Петров-Водкин — художник говорящий. Он много писал и художественную прозу, и автобиографическую, очень много комментировал он и свои работы. Он говорил и писал так хорошо, что хочется ему безоговорочно верить. Но наши глаза видят и иное. Там, где он говорит о вере, о перспективе, объясняет свои приемы,— все истина в первой инстанции, и недаром, как показала недавняя выставка в том же Русском музее, Петров-Водкин породил-таки свою школу, методично развивая в своих учениках способности мыслить иными формами и планами. Но вот там, где он уговаривает своих слушателей и себя самого в необходимости поиска новых лиц новой страны, лиц прекрасных и открытых, действительность его живописи вопиет об ином. Прекрасные лики Петрова-Водкина уходят в небытие, и во вставшем на дыбы его пространстве обживаются совсем иные персонажи. Острые скулы и пустые глазницы, перекошенные рты и мертвые выражения лиц. Мадонны 1930-х живут в захваченных пролетариатом барских квартирах, встречают с работы своих каменнолицых мужей то ли с заводов, то ли с Лубянки, безликие дети валятся на зрителя со своих кроваток, потому что ничто в этом мире не способно удержать их на месте. Это не люди, а функции.

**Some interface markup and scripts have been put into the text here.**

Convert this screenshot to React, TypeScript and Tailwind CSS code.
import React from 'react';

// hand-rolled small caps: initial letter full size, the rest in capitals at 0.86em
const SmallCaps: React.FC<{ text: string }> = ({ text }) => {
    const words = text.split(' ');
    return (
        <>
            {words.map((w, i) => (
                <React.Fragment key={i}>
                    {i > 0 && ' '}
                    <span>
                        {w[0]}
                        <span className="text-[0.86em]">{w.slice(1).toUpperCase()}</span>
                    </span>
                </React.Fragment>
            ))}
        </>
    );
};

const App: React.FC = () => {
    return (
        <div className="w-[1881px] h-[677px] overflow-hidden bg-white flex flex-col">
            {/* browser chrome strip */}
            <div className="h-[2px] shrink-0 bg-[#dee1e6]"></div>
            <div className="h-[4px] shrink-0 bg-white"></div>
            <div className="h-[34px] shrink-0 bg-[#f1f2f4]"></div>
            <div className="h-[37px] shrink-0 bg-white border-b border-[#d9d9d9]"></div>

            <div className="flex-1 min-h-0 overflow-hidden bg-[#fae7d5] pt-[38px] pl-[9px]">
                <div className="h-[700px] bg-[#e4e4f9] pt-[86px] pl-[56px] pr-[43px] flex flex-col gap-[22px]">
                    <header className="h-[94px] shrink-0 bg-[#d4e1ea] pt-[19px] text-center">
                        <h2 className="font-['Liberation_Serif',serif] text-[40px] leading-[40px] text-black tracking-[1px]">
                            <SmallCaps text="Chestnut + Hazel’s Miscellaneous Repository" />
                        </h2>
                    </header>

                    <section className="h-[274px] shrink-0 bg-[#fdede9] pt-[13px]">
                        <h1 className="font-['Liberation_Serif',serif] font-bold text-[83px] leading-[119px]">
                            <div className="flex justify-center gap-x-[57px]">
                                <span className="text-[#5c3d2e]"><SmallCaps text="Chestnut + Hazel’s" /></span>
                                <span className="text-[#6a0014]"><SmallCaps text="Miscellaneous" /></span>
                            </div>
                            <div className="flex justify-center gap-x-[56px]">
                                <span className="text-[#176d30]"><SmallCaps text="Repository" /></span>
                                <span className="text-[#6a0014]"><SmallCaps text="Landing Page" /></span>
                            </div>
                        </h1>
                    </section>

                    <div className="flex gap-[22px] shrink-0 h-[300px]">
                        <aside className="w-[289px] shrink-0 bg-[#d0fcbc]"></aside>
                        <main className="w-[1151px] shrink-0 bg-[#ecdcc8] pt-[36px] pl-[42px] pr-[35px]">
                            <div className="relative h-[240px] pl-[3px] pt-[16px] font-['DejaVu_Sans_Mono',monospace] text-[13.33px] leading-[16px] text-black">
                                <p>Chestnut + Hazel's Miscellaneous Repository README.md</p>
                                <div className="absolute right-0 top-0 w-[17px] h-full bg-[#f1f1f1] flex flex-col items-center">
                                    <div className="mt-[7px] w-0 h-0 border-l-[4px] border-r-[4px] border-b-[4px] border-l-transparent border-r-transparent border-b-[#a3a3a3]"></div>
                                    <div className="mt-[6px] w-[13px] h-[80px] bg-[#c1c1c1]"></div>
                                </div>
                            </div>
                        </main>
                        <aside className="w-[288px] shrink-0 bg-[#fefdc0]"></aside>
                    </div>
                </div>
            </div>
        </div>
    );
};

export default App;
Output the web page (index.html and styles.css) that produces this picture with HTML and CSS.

У Петрова-Водкина есть портрет Ленина (1934). Тоже еще тот упырь получился, но, вот ведь странно, он живее всех его же чистеньких командиров РККА и праздничных рабочих вместе взятых. Это мир мертвецов, где даже нежные чувства суть статика и пустота: там, где у Шагала влюбленные летят, у Петрова-Водкина они сидят как влитые, и пространство между ними никогда не будет преодолено. Художник, полету которого не было равных на рубеже цивилизаций, осел и сник. Страшный конец того, кто эту власть принял, пытался понять и оправдать, кто верил истово и свою веру поставил на службу новым временам, а умер с окостеневшей кистью. Собственно, так оно чаще всего и бывало с теми, кто поверил и отчаянно пытался служить. Имя им легион. Вот только то, что Петров-Водкин один из них, мы не знали. Недаром, ох недаром больших его выставок музейщики избегали. Отдельные шедевры внутри экспозиций-блокбастеров куда безопаснее. И, кроме восторженного "ах", вопросов не вызывают.